"""

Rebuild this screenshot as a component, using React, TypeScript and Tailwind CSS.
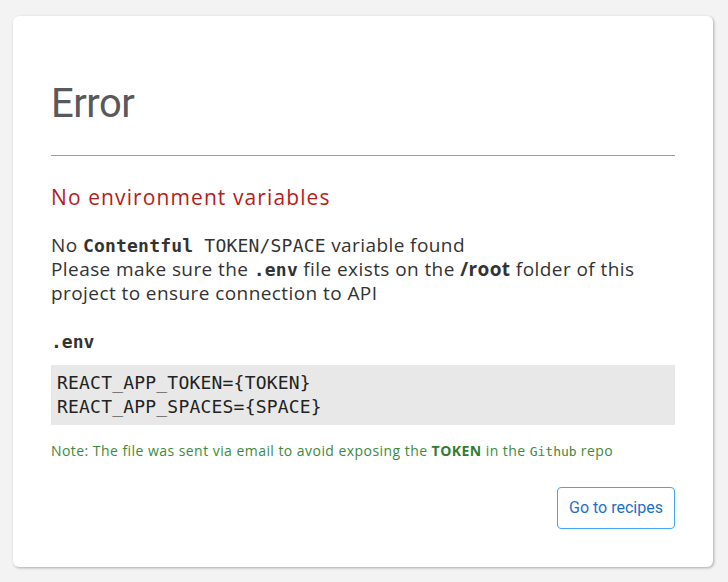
import React from 'react';

export default function App() {
  return (
    <div className="min-h-[582px] w-[728px] bg-[#f3f3f3] pt-4 pl-[13px] font-['Open_Sans',sans-serif]">
      <div className="w-[700px] rounded-md bg-white px-[38px] pt-16 pb-[38px] shadow-[1px_1px_3px_rgba(0,0,0,0.3)]">
        <h1 className="font-['Roboto',sans-serif] text-[40px] leading-[48px] font-normal tracking-[-0.5px] text-[#595959]">
          Error
        </h1>
        <hr className="mt-[27px] border-t border-[#9e9e9e]" />

        <h2 className="mt-[27px] text-[21px] leading-[28px] tracking-[1.1px] text-[#b71c1c]">
          No environment variables
        </h2>

        <p className="mt-[22px] text-[19px] leading-[24px] tracking-[0.42px] text-[#333]">
          No{' '}
          <code className="font-['DejaVu_Sans_Mono',monospace] text-[18px] leading-none tracking-[0.2px]">
            <b>Contentful</b> TOKEN/SPACE
          </code>{' '}
          variable found
          <br />
          Please make sure the{' '}
          <code className="font-['DejaVu_Sans_Mono',monospace] text-[18px] leading-none font-bold tracking-[0.2px]">
            .env
          </code>{' '}
          file exists on the <b>/root</b> folder of this
          <br />
          project to ensure connection to API
        </p>

        <div className="mt-[25px] font-['DejaVu_Sans_Mono',monospace] text-[18px] leading-[24px] font-bold text-[#333]">
          .env
        </div>

        <pre className="mt-[11px] bg-[#e8e8e8] p-[6px] font-['DejaVu_Sans_Mono',monospace] text-[18px] leading-[24px] tracking-[0.2px] text-[#222]">
          {'REACT_APP_TOKEN={TOKEN}\nREACT_APP_SPACES={SPACE}'}
        </pre>

        <p className="mt-4 text-[14px] leading-[20px] tracking-[0.45px] text-[#3c8a3c]">
          Note: The file was sent via email to avoid exposing the <b className="text-[#2e7d32]">TOKEN</b> in the{' '}
          <code className="font-['DejaVu_Sans_Mono',monospace] text-[13px] leading-none tracking-normal">Github</code> repo
        </p>

        <div className="mt-[26px] flex justify-end">
          <button className="h-[42px] w-[118px] rounded border border-[#42a5f5] bg-white font-['Roboto',sans-serif] text-[16px] text-[#1e6fc8]">
            Go to recipes
          </button>
        </div>
      </div>
    </div>
  );
}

"""

Leave out the pictures. Transcribe only the lines above, from the first through the one that contains "import React from 'react';".

Rebuild this screenshot as a component, using React, TypeScript and Tailwind CSS.
import React from 'react';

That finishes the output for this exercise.